We also have to do more to support working parents, moms and dads alike, so they can stay on the job and keep more of their paycheck. We should be supporting paid family leave in our country. And again I'm very proud of California and now New York and other states that are making significant strides in that. It also shouldn't cost as much for parents to afford quality childcare, so that they can focus on work when they're at work. And so I think we have to look at this issue of equal pay in the context of everything else we need to do to support people, particularly women who are in the workplace.
Now perhaps the biggest myth of all is that we can't solve these problems. Well I absolutely reject that, we can if we summon the political will.

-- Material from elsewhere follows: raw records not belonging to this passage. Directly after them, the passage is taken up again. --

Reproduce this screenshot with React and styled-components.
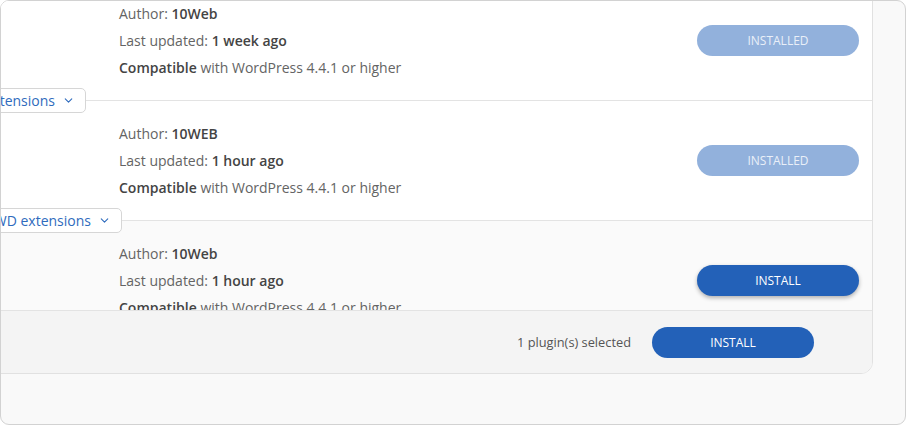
import styled, { createGlobalStyle } from "styled-components";
import { ChevronDown } from "lucide-react";

const GlobalStyle = createGlobalStyle`
  html, body {
    margin: 0;
    background: #ffffff;
  }
  * {
    box-sizing: border-box;
  }
`;

const Frame = styled.div`
  width: 906px;
  height: 425px;
  border: 1px solid #d2d2d2;
  border-radius: 9px;
  background: #f9f9f9;
  overflow: hidden;
  font-family: "Open Sans", "Noto Sans", sans-serif;
`;

const Panel = styled.div`
  margin: -21px 32px 0 -40px;
  background: #ffffff;
  border: 1px solid #e1e1e1;
  border-radius: 0 0 12px 12px;
  overflow: hidden;
`;

const List = styled.div`
  height: 329px;
  overflow: hidden;
`;

const Row = styled.div`
  position: relative;
  height: 120px;
  display: flex;
  align-items: center;
  justify-content: space-between;
  padding: 0 13px 0 157px;
  border-bottom: 1px solid #e3e3e3;
  background: ${(p) => (p.hovered ? "#fafafa" : "#ffffff")};
`;

const Info = styled.div`
  display: flex;
  flex-direction: column;
`;

const Line = styled.div`
  line-height: 27px;
  font-size: 14px;
  color: #646464;
`;

const Strong = styled.span`
  color: #444444;
  font-weight: 600;
`;

const Button = styled.button`
  width: 162px;
  height: 31px;
  border: none;
  border-radius: 16px;
  font-family: inherit;
  font-size: 12px;
  font-weight: 500;
  text-transform: uppercase;
  cursor: pointer;
  background: ${(p) => (p.installed ? "#92b1dc" : "#2361b8")};
  color: ${(p) => (p.installed ? "#e9eff8" : "#ffffff")};
  box-shadow: ${(p) => (p.raised ? "0 2px 4px rgba(0, 0, 0, 0.3)" : "none")};
`;

const Tag = styled.div`
  position: absolute;
  right: ${(p) => p.right}px;
  bottom: -13px;
  z-index: 2;
  height: 25px;
  display: flex;
  align-items: center;
  gap: 7px;
  padding: 0 10px 0 12px;
  background: #ffffff;
  border: 1px solid #d6d6d6;
  border-radius: 5px;
  color: #2f6bbd;
  font-size: 14px;
  white-space: nowrap;
`;

const Footer = styled.div`
  height: 63px;
  display: flex;
  align-items: center;
  justify-content: flex-end;
  gap: 21px;
  padding-right: 58px;
  background: #f4f4f4;
  border-top: 1px solid #e3e3e3;
`;

const Selected = styled.span`
  font-size: 12.8px;
  color: #555555;
`;

const plugins = [
  {
    author: "10Web",
    updated: "1 week ago",
    installed: true,
    tag: "Gallery extensions",
    tagRight: 786,
  },
  {
    author: "10WEB",
    updated: "1 hour ago",
    installed: true,
    tag: "Form Maker WD extensions",
    tagRight: 750,
  },
  {
    author: "10Web",
    updated: "1 hour ago",
    installed: false,
    hovered: true,
  },
];

export default function App() {
  return (
    <>
      <GlobalStyle />
      <Frame>
        <Panel>
          <List>
            {plugins.map((p, i) => (
              <Row key={i} hovered={p.hovered}>
                <Info>
                  <Line>
                    Author: <Strong>{p.author}</Strong>
                  </Line>
                  <Line>
                    Last updated: <Strong>{p.updated}</Strong>
                  </Line>
                  <Line>
                    <Strong>Compatible</Strong> with WordPress 4.4.1 or higher
                  </Line>
                </Info>
                <Button installed={p.installed} raised={!p.installed}>
                  {p.installed ? "Installed" : "Install"}
                </Button>
                {p.tag && (
                  <Tag right={p.tagRight}>
                    {p.tag}
                    <ChevronDown size={13} strokeWidth={2} />
                  </Tag>
                )}
              </Row>
            ))}
          </List>
          <Footer>
            <Selected>1 plugin(s) selected</Selected>
            <Button>Install</Button>
          </Footer>
        </Panel>
      </Frame>
    </>
  );
}
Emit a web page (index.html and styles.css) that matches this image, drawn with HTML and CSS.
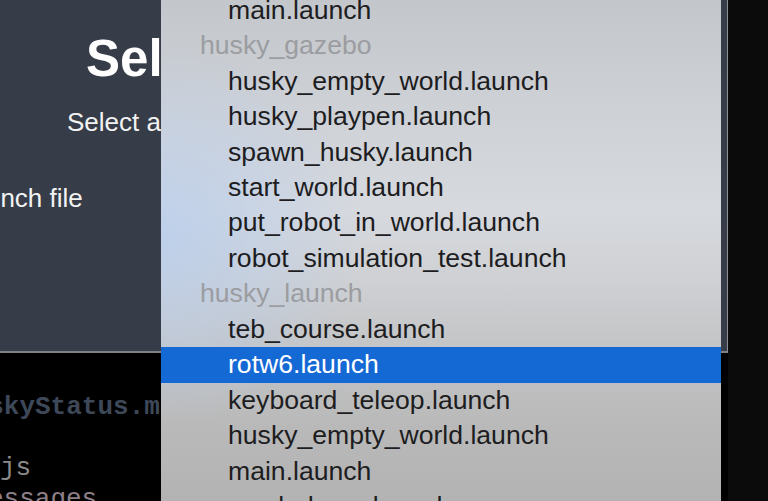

These are going to be some of the biggest issues that'll come to the forefront of our political and economic lives. Other countries have made it easier for women to be mothers and have careers, to be caretakers especially of their parents and have careers. Not out of altruism, but because they know that it's foolish to let half the population's talent and energy go unused. If we want to compete and win in the global economy, which I certainly hope we will, we need to make it possible for everyone to contribute.
So this Equal Pay Day, let's commit to doing our part to make America a more equitable place.
Our parents and our teachers; let's encourage our girls. Our bosses; let's treat women fairly, let's go the distance to support employees with family responsibilities. For Congress; let's pass the Paycheck Fairness Act and support paid family leave.
Now occasionally when I give a speech like this, which I do practically everyday, people will say, "Oh there she goes, she's playing the gender card." And what I say to that is if talking about equal pay and paid leave and more opportunities for women and girls is playing the gender card then deal me in.
Because these are absolutely incredibly important questions of countless women in our country in their families lives and the future of our economy. So I'm looking forward to the discussion with these amazing panelists and I thank you all for being here to join with us in lifting up the importance of the Equal Pay Day.